Dalam rangka membangun kekuatan politik, ada wacana mempersatukan umat dalam satu partai Islam. Jika terealisasi, maka kekuatan politik Islam bisa terkumpul dan tidak terpecah. Sehingga diharapkan menggalang kekuatan politik umat untuk meraih kursi. Dalam hal ini, Partai Masyumi Baru dan Partai Umat berencana bergabung.
Munculnya semangat mendirikan partai Islam tentu sangat menggembirakan. Namun, perlu disadari menyandarkan perjuangan penegakan syariat di jalan demokrasi akan menemui jalan buntu. Sebab, demokrasi bertentangan dengan Islam. Mustahil demokrasi memberi ruang terhadap aturan Islam untuk mengatur kehidupan bermasyarakat dan bernegara.
Dalam sistem demokrasi, terbentuknya parpol bertujuan untuk mengumpulkan kekuatan dan kegiatan politiknya hanya berorientasi meraih kursi hingga berkuasa. Selanjutnya dengan kekuasaan itu partai pemenang berhak mengubah tatanan yang ada sesuai keinginan parpol itu sendiri.
Saat kekuasaan telah didapat maka kepentingan kelompok dan individu menjadi prioritas. Janji manis saat kampanye tinggal harapan di benak rakyat. Rakyat dilupakan. Rakyat hanya menjadi alat untuk meraih kekuasaan lewat suara. Kebijakan yang dihasilkan pun tak lagi demi rakyat, melainkan bagaimana menyusun strategi untuk melanggengkan kekuasaan.

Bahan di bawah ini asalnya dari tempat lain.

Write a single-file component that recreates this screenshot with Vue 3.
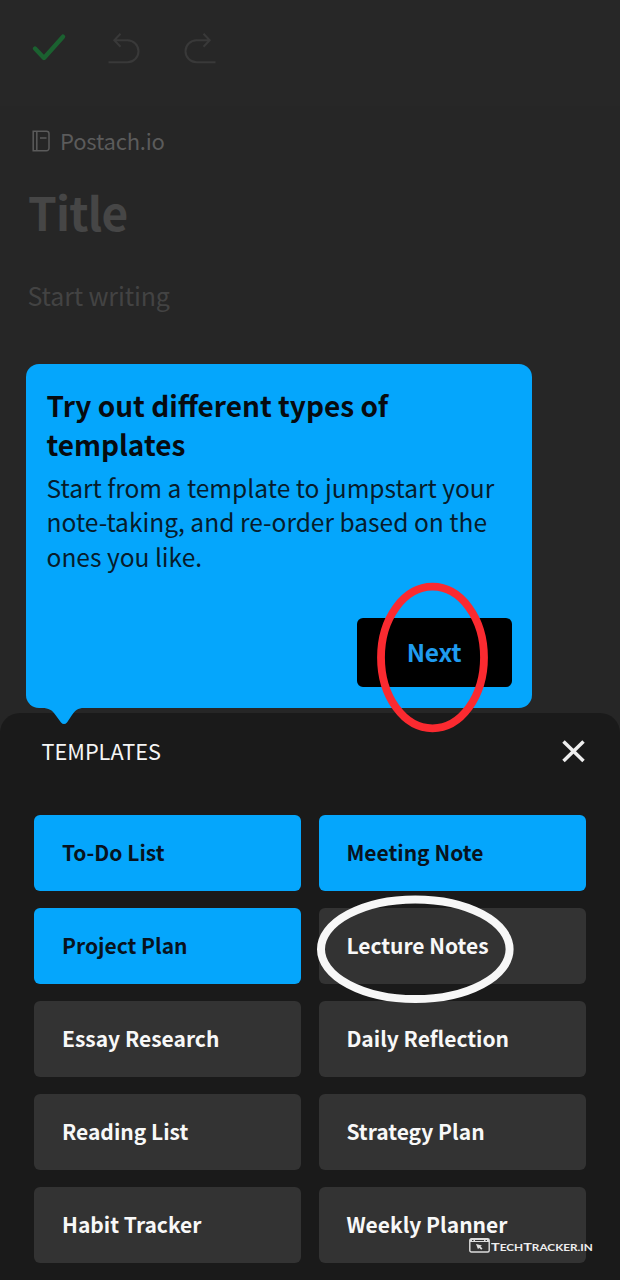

Inilah jebakan demokrasi agar umat terhadang dari perjuangan menegakan syariat Islam. Melebur dengan demokrasi sama saja seperti bunuh diri. Kekuatan politik Islam takkan memberi pengaruh apapun selama perjuangannya masih dalam wadah demokrasi.
Politik Islam harus dibangun secara mandiri, berjuang secara mandiri pula tanpa intervensi dan campur tangan demokrasi. Menyampaikan kepada masyarakat bahwa politik Islam memiliki pengertian, yaitu riayah. Aktifitas partai politik diisi dengan amar ma’ruf nahi mungkar. Memahamkan dan mengajak umat untuk menerapkan isi Al Quran dalam kehidupan. Karena di dalamnya terdapat banyak kebaikan dan berguna untuk individu maupun negara.
Kekuasaan yang dituju dalam politik Islam semata untuk kemaslahatan umat. Mengayomi, melayani, sekaligus memastikan kebutuhan umat terpenuhi. Menjaga harta dan darah umat dari segala bentuk penjajahan, menjadi tanggung jawab pemimpin islam. Itulah sistem islam, senantiasa mengajak pada kebaikan untuk menegakan aturan Allah di muka bumi, sampai kebaikan itu menyebar ke seluruh alam.
Wallahu’alam.
*Komunitas Pena Islam
(*/arrahmah.com)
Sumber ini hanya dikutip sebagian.